Tuesday, April 30, 2005
University of Mississippi Medical Center, Room R153


Elizabeth Nabel

Elizabeth G. Nabel, director of the National Heart, Lung and Blood Institute (NHLBI) of the National Institutes of Health, joined the NHLBI in September 1999 as the Institute's scientific director of clinical research. Previously she had been chief, Division of Cardiology, Director, Cardiovascular Research Center, and professor of internal medicine and physiology at the University of Michigan.

A native of Minneapolis, Minn., Dr. Nabel received her medical education at Cornell University Medical College before moving to Brigham and Women's Hospital and Harvard University, where she completed an internship and residency and a clinical and research fellowship in cardiovascular medicine.

She joined the faculty at the University of Michigan in 1987 and rose through the ranks, becoming director of the Cardiovascular Research Center in 1992, professor of internal medicine and physiology in 1994, and director of the Division of Cardiology in 1997. While at the University of Michigan, she became internationally recognized for her research in the field of vascular biology and molecular cardiology and for her gene transfer studies of the cardiovascular system.

Dr. Nabel has had a long-standing interest in genetic and cellular therapies for cardiovascular disease, developing techniques for the introduction and expression of recombinant genes into blood vessels in vivo. Her basic research studies led to several clinical gene therapy trials of cardiovascular diseases in the United States and Europe.

Dr. Nabel's career has intertwined basic research and translation to clinical medicine and practice. She has been a champion of the concept "from bench to bedside." Her recent research interests are focused on regulation of vascular growth and the molecular genetics of vascular diseases. Dr. Nabel has investigated the regulation of smooth muscle cell growth by cell cycle regulatory proteins, a process important for the development of atherosclerosis and restenosis.

Her vascular biology lab at NHLBI has characterized the role of the cyclin-dependent kinase inhibitors on vascular proliferation, inflammation and progenitor cells using a variety of genetic tools. These proteins are important negative regulators of vascular smooth muscle cell growth and vascular inflammation, and work from her lab has opened up new avenues for therapeutic targets in the vasculature. The lab has published more than 200 papers, and Dr. Nabel has mentored 42 students and fellows associated with her lab.

Dr. Nabel has received numerous awards, including the Distinguished Achievement Award from the Basic Cardiovascular Sciences Council and the Amgen-Scientific Achievement Award from the American Society for Biochemistry and Molecular Biology. She is an elected member of the American Society of Clinical Investigation, the Association of American Physicians, and the Institute of Medicine of the National Academy of Sciences. In 2001, Dr. Nabel received an honorary doctoral degree from the University of Leuven, Leuven, Belgium.

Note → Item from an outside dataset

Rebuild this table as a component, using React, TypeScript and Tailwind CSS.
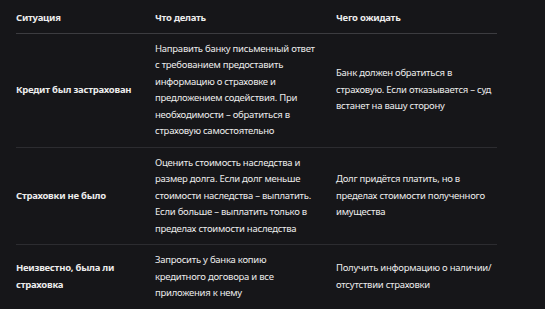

Dr. Nabel is an editorial board member of the New England Journal of Medicine. She has been a reviewing editor for Science and an editorial board member of the Journal of Clinical Investigation. She also served as a consulting editor for Circulation, Circulation Research, and Arteriosclerosis, Thrombosis, and Vascular Biology.


Dr. Nabel has served on many American Heart Association committees including: the Board of Directors, the Scientific Publishing Committee (chair); the Atherosclerosis, Thrombosis and Vascular Biology Council (chair); executive committee of the Basic Cardiovascular Sciences Council, and the Science Advisory and Coordinating Committee. Other national and international leadership roles include president of the North American Vascular Biology Organization, Councilor of the American Society of Clinical Investigation, member of the Board of Directors for the Keystone Symposium, member of the Scientific Advisory Board of the Stanley J. Sarnoff Endowment for Cardiovascular Science, and a member of the membership committee of the Institutes of Medicine.